I'm admittedly struggling to understand how he's drawing this conclusion, as I think he's equating utility with expenditures? If so, this is completely wrong. Your first few thousands of dollars are used for things like food, shelter, and basic healthcare, and they generate massive utility. It isn't constant.

But I also take issue with the first assumption, that each hour of leisure time provides constant utility. Is that true? Does a poor person get more marginal value from that last hour of "leisure time" on the streets? What about poor people who go to bed hungry, are they doing that because they're rationally basking in all these extra hours of leisure time?

There are many reasons people are poor, but people choosing to be poor as an economically rational decision sounds crazy, and that's because it is. Just measure the happiness of the non-working poor vs. people making 30k, and I think you can put this one to rest.

1 comments

Your first few thousands of dollars are used for things like food, shelter, and basic healthcare, and they generate massive utility.

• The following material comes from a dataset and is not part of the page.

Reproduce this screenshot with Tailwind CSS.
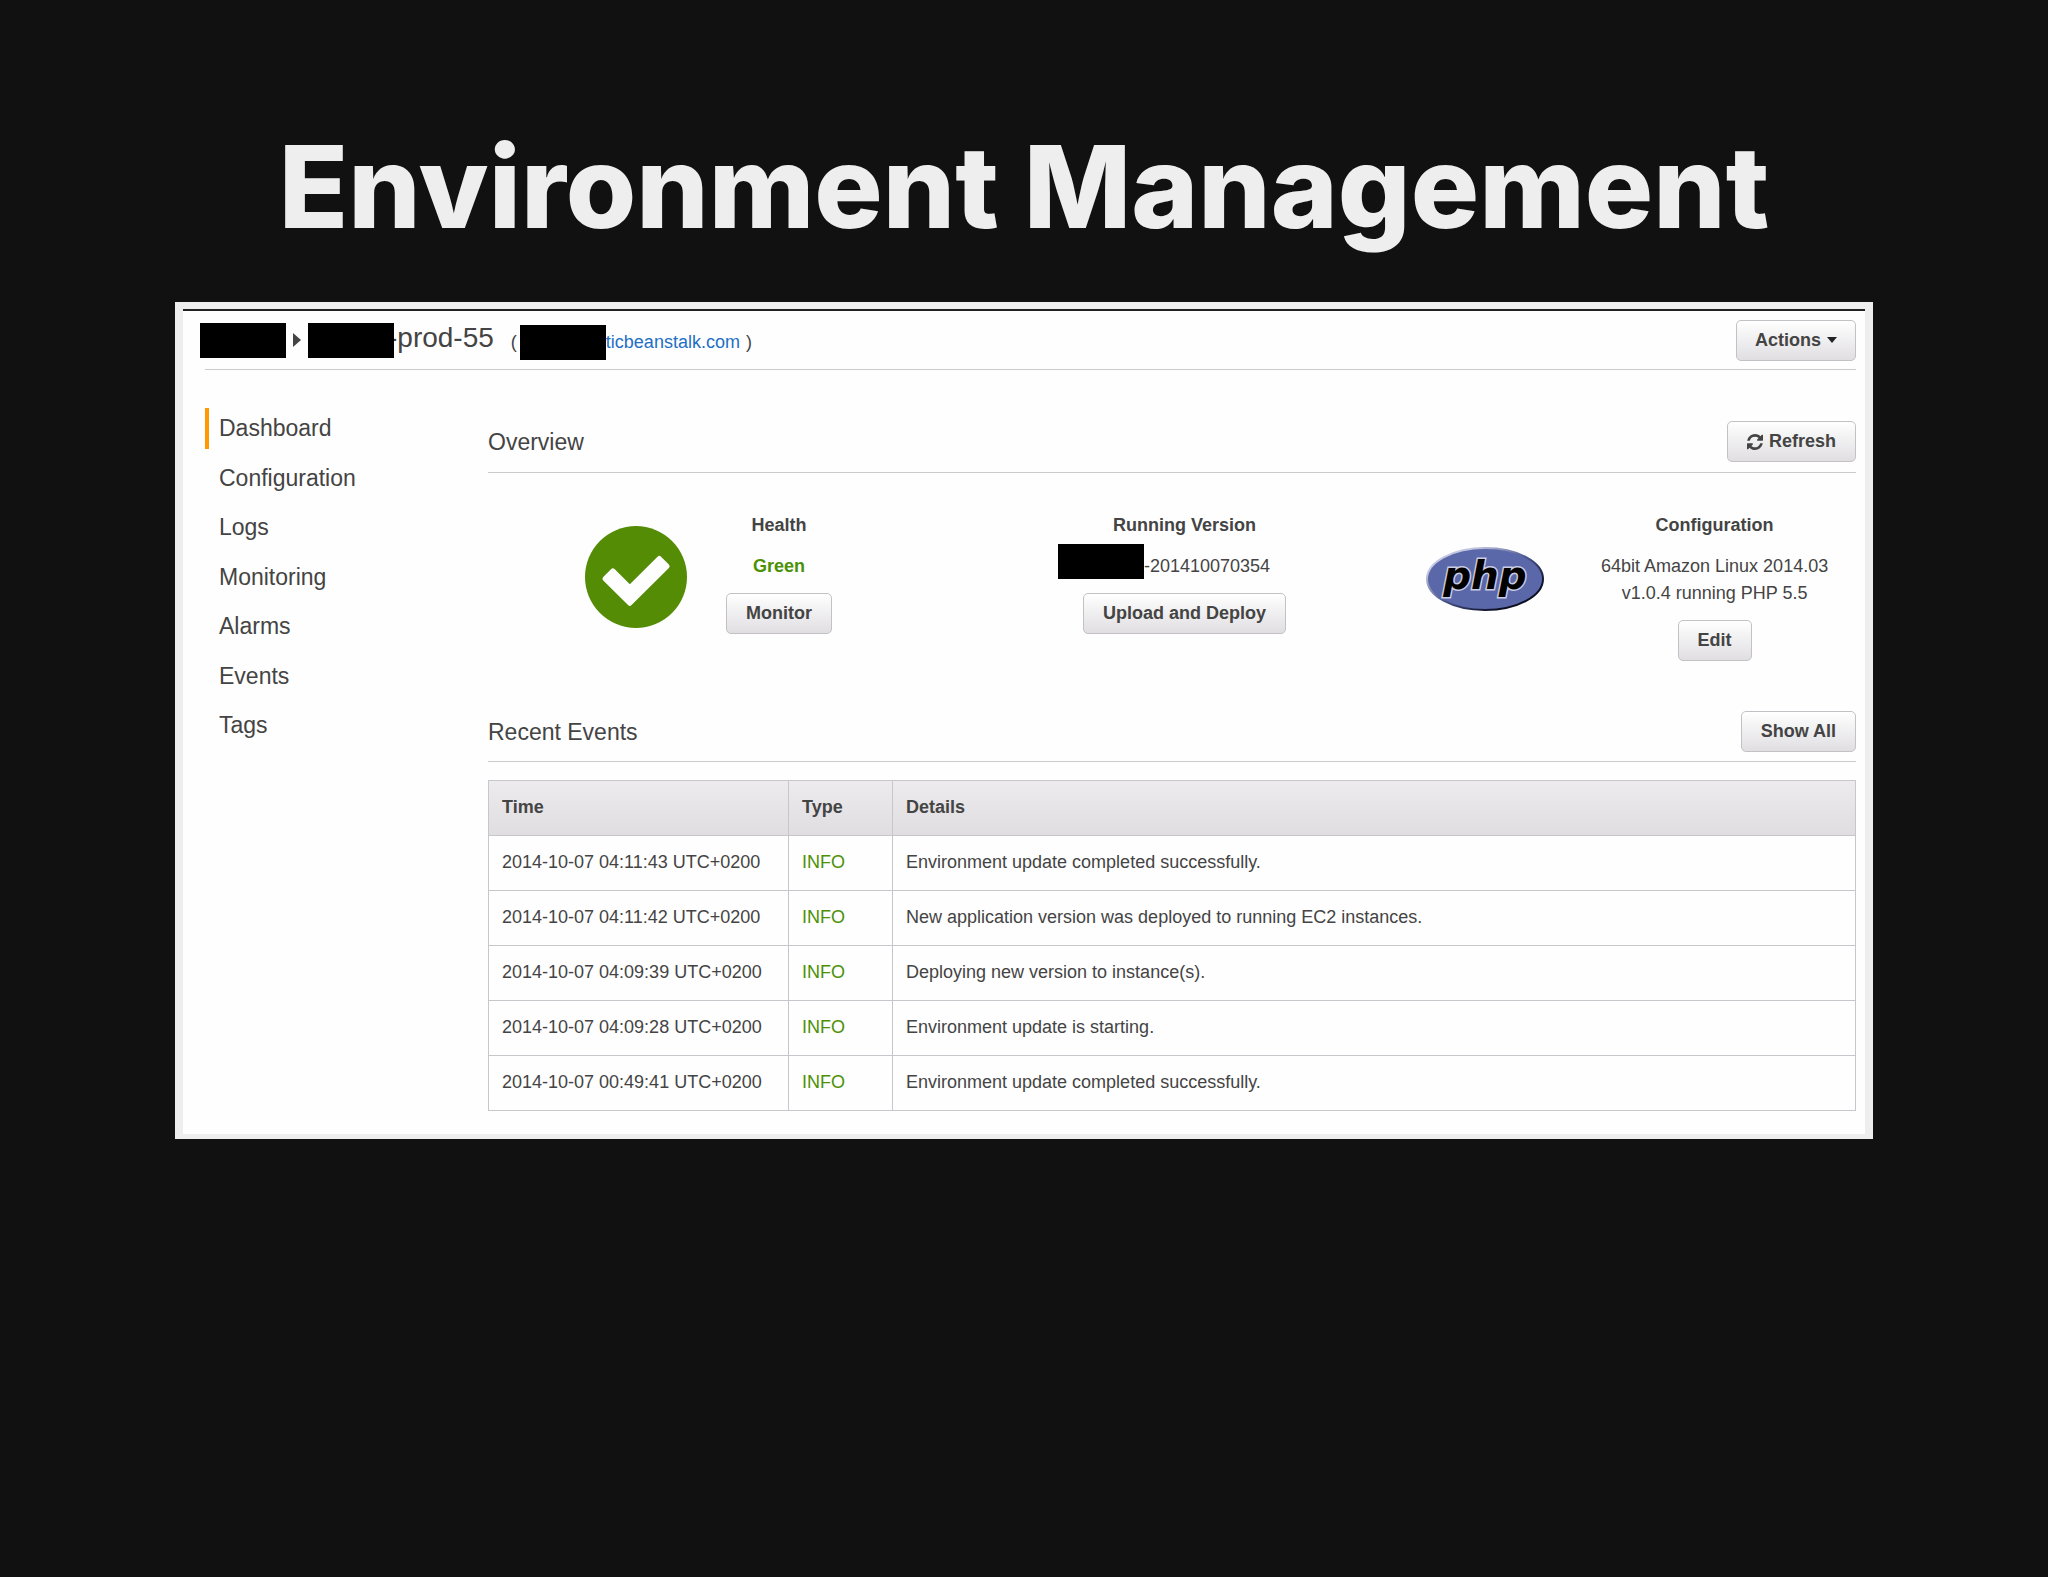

It isn't constant.

This is irrelevant. As long as utility is monotonic (more consumption => more utility), the conclusion holds.

But I also take issue with the first assumption, that each hour of leisure time provides constant utility.

The blog post only assumes utility is monotonic in leisure (i.e., more leisure => more utility).

...measure the happiness...

How do you reliably do that? The only thing I'm aware of which comes remotely close to this is revealed preferences.

That is not correct. You are looking for the intersection of marginal utility of the dollars earned through work, and the marginal cost (in utility) of giving up leisure (while hungry and cold, perhaps). You are arguing that the marginal utility of those dollars earned through work are lower than the utility of that final hour of leisure.

But both of those utility functions have sharp curves, and those first dollars generate huge utility (food, shelter, etc.), while the negative utility is very modest when you've already used 167 of 168 hours that week on leisure.

But both of those utility functions have sharp curves, and those first dollars generate huge utility (food, shelter, etc.)...

The first dollars of consumption (which pay for food and shelter) have high utility. The first dollars of earned income do not increase your consumption. Work or don't work, you won't be hungry and cold either way.

Or are you trying to assert that people gain huge utility by working for no material gains?

Monotonic, shmonotonic.

You haven't answered any of the main counterpoints people have been raising to your rant so far. Trying to distract us with academic gobbledygook really isn't helping your case.